If you needed a stronger reason than just cultural/ethnic tensions, a resource disparity would engender any number of problems. Each could feel the other city grossly overcharges for whatever resources are traded, while being overly stingy on paying for what is being sold to them, and is capricious about supply. Traded resources may be difficult to produce and supply can fall short of demand, but the other city may not recognize just how difficult/rare it is to produce what is being sold and therefore resents the shortages (other-city people are just being mean and greedy about selling us X, while they are greedy and complain about how we are not giving them enough Y even though we sometimes struggle to make enough just for ourselves).
If the city walls need to encompass enough farmland to support the population, the walls themselves will be fairly small and unmanned (simply a relation between the circumference of the walls to population). It would be fairly easy to send sappers to open large sections of the walls - if the city walls are really only about a kilometer or two apart, one could build a tunnel between them and undermine the walls without ever exposing sappers to the wild - cause a wall collapse during a period of heavy monster presence and let the beasts kill off the opposing city.

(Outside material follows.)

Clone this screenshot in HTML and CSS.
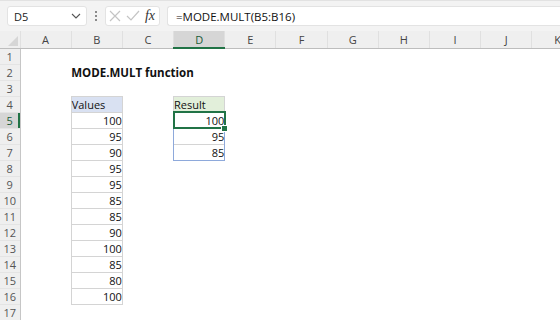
FILE: index.html
```html
<!DOCTYPE html>
<html>
<head>
<meta charset="utf-8">
<link rel="stylesheet" href="styles.css">
</head>
<body>
<div class="app">
  <div class="toolbar">
    <div class="namebox">
      <span class="name">D5</span>
      <svg class="chev" width="10" height="6" viewBox="0 0 10 6"><path d="M1 1 L5 5 L9 1" fill="none" stroke="#555" stroke-width="1.1"/></svg>
    </div>
    <div class="dots"><span></span><span></span><span></span></div>
    <div class="btns">
      <svg width="14" height="14" viewBox="0 0 14 14"><path d="M2 2 L12 12 M12 2 L2 12" stroke="#c4c4c4" stroke-width="1.2" fill="none"/></svg>
      <svg width="16" height="14" viewBox="0 0 16 14"><path d="M2 7 L6 11 L14 2" stroke="#c4c4c4" stroke-width="1.2" fill="none"/></svg>
      <span class="fx">fx</span>
    </div>
    <div class="formula">=MODE.MULT(B5:B16)</div>
  </div>
  <table class="sheet">
    <colgroup>
      <col class="c-rh"><col class="c"><col class="c"><col class="c"><col class="c"><col class="c"><col class="c"><col class="c"><col class="c"><col class="c"><col class="c"><col class="c">
    </colgroup>
    <thead>
      <tr class="hdr">
        <th class="corner"><svg width="12" height="12" viewBox="0 0 12 12"><path d="M11 1 L11 11 L1 11 Z" fill="#d6d6d6"/></svg></th>
        <th>A</th><th>B</th><th>C</th><th class="sel">D</th><th>E</th><th>F</th><th>G</th><th>H</th><th>I</th><th>J</th><th>K</th>
      </tr>
    </thead>
    <tbody>
      <tr><th>1</th><td></td><td></td><td></td><td></td><td></td><td></td><td></td><td></td><td></td><td></td><td></td></tr>
      <tr><th>2</th><td></td><td colspan="3" class="title">MODE.MULT function</td><td></td><td></td><td></td><td></td><td></td><td></td><td></td></tr>
      <tr><th>3</th><td></td><td></td><td></td><td></td><td></td><td></td><td></td><td></td><td></td><td></td><td></td></tr>
      <tr><th>4</th><td></td><td class="box vh">Values</td><td></td><td class="box rh">Result</td><td></td><td></td><td></td><td></td><td></td><td></td><td></td></tr>
      <tr><th class="sel">5</th><td></td><td class="box num">100</td><td></td><td class="num active">100</td><td></td><td></td><td></td><td></td><td></td><td></td><td></td></tr>
      <tr><th>6</th><td></td><td class="box num">95</td><td></td><td class="num spill">95</td><td></td><td></td><td></td><td></td><td></td><td></td><td></td></tr>
      <tr><th>7</th><td></td><td class="box num">90</td><td></td><td class="num spill last">85</td><td></td><td></td><td></td><td></td><td></td><td></td><td></td></tr>
      <tr><th>8</th><td></td><td class="box num">95</td><td></td><td></td><td></td><td></td><td></td><td></td><td></td><td></td><td></td></tr>
      <tr><th>9</th><td></td><td class="box num">95</td><td></td><td></td><td></td><td></td><td></td><td></td><td></td><td></td><td></td></tr>
      <tr><th>10</th><td></td><td class="box num">85</td><td></td><td></td><td></td><td></td><td></td><td></td><td></td><td></td><td></td></tr>
      <tr><th>11</th><td></td><td class="box num">85</td><td></td><td></td><td></td><td></td><td></td><td></td><td></td><td></td><td></td></tr>
      <tr><th>12</th><td></td><td class="box num">90</td><td></td><td></td><td></td><td></td><td></td><td></td><td></td><td></td><td></td></tr>
      <tr><th>13</th><td></td><td class="box num">100</td><td></td><td></td><td></td><td></td><td></td><td></td><td></td><td></td><td></td></tr>
      <tr><th>14</th><td></td><td class="box num">85</td><td></td><td></td><td></td><td></td><td></td><td></td><td></td><td></td><td></td></tr>
      <tr><th>15</th><td></td><td class="box num">80</td><td></td><td></td><td></td><td></td><td></td><td></td><td></td><td></td><td></td></tr>
      <tr><th>16</th><td></td><td class="box num">100</td><td></td><td></td><td></td><td></td><td></td><td></td><td></td><td></td><td></td></tr>
      <tr><th>17</th><td></td><td></td><td></td><td></td><td></td><td></td><td></td><td></td><td></td><td></td><td></td></tr>
    </tbody>
  </table>
</div>
</body>
</html>
```
FILE: styles.css
```css
* { box-sizing: border-box; }
html, body { margin: 0; padding: 0; background: #fff; }
body { width: 560px; height: 320px; overflow: hidden; font-family: "Open Sans", "Liberation Sans", sans-serif; }
.app { width: 560px; }
.toolbar {
  height: 31px;
  background: #f3f3f3;
  border-top: 1px solid #e2e2e2;
  display: flex;
  align-items: center;
  padding: 0 0 0 7px;
}
.namebox {
  width: 80px; height: 20px;
  background: #fff;
  border: 1px solid #e3e3e3;
  border-radius: 3px;
  display: flex; align-items: center; justify-content: space-between;
  padding: 0 5px 0 6px;
  font-size: 11px; color: #222;
}
.dots { width: 18px; display: flex; flex-direction: column; align-items: center; gap: 2px; }
.dots span { width: 2px; height: 2px; background: #8a8a8a; display: block; }
.btns {
  width: 55px; height: 20px;
  background: #fff;
  border: 1px solid #e3e3e3;
  border-radius: 3px;
  display: flex; align-items: center; justify-content: space-between;
  padding: 0 4px 0 2px;
}
.fx { font-family: "Liberation Serif", serif; font-style: italic; font-size: 14px; color: #333; line-height: 1; }
.formula {
  flex: 1; margin-left: 7px; height: 20px;
  background: #fff;
  border: 1px solid #e3e3e3; border-right: none;
  border-radius: 3px 0 0 3px;
  font-size: 11.5px; color: #111;
  display: flex; align-items: center; padding-left: 8px;
}
.sheet {
  border-collapse: collapse;
  table-layout: fixed;
  width: 583px;
  font-size: 11px;
  color: #111;
}
.c-rh { width: 20px; }
.c { width: 51.2px; }
.sheet th, .sheet td { height: 16px; padding: 0; line-height: 15px; white-space: nowrap; }
.hdr th {
  height: 17px;
  background: #efefef;
  font-weight: normal; color: #444;
  border-bottom: 1px solid #bdbdbd;
  border-left: 1px solid #e0e0e0;
}
.hdr th.corner { border-left: none; text-align: right; vertical-align: bottom; padding: 0 1px 1px 0; }
.hdr th.corner svg { display: block; margin-left: auto; }
.hdr th.sel { background: #d6d6d6; color: #185c37; border-bottom: 2px solid #217346; }
tbody th {
  background: #efefef; font-weight: normal; color: #555;
  border-right: 1px solid #c6c6c6;
  border-top: 1px solid #e4e4e4;
  text-align: center;
}
tbody th.sel { background: #d6d6d6; color: #185c37; box-shadow: inset -2px 0 0 #217346; }
.title { font-weight: bold; padding-left: 2px; font-size: 11.5px; overflow: visible; }
.box { border: 1px solid #d4d4d4; }
.vh { background: #d9e1f2; padding-left: 3px; }
.rh { background: #e2efda; padding-left: 3px; }
.num { text-align: right; padding-right: 3px; }
.active { position: relative; border: 1px solid #d4d4d4; }
.active::before {
  content: ""; position: absolute; left: -1px; top: -2px; right: -2px; bottom: -1px;
  border: 2px solid #217346;
}
.active::after {
  content: ""; position: absolute; right: -4px; bottom: -4px; width: 5px; height: 5px;
  background: #217346; border: 1px solid #fff;
}
.spill { border-left: 1px solid #8ea9db; border-right: 1px solid #8ea9db; border-top: 1px solid #d4d4d4; }
.spill.last { border-bottom: 1px solid #8ea9db; }
```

Medieval agriculture was not that productive - if they needed to keep all agriculture behind walls, the primary focus would be extending the wall system to include more land. The obvious choice would be to connect their two wall systems - reduces the overall circumference of manned walls against the outside threat. You will need to address why the other city is the greater threat than the beasts forcing them behind walls in the first place.
Honestly it would be difficult justifying why each city would even want to focus on trying to kill the other, instead of being united against the common problem of a constant existential threat to their lives in the form of the beasts trapping them behind walls. That would probably be the biggest reason why they would not go to war - the peasantry would never take up arms against other people when there are much bigger threats, and would likely rebel if the noblemen actually caused the death of the other city. The fight against nature would take overwhelming precedence compared to any rivalry between the nobles.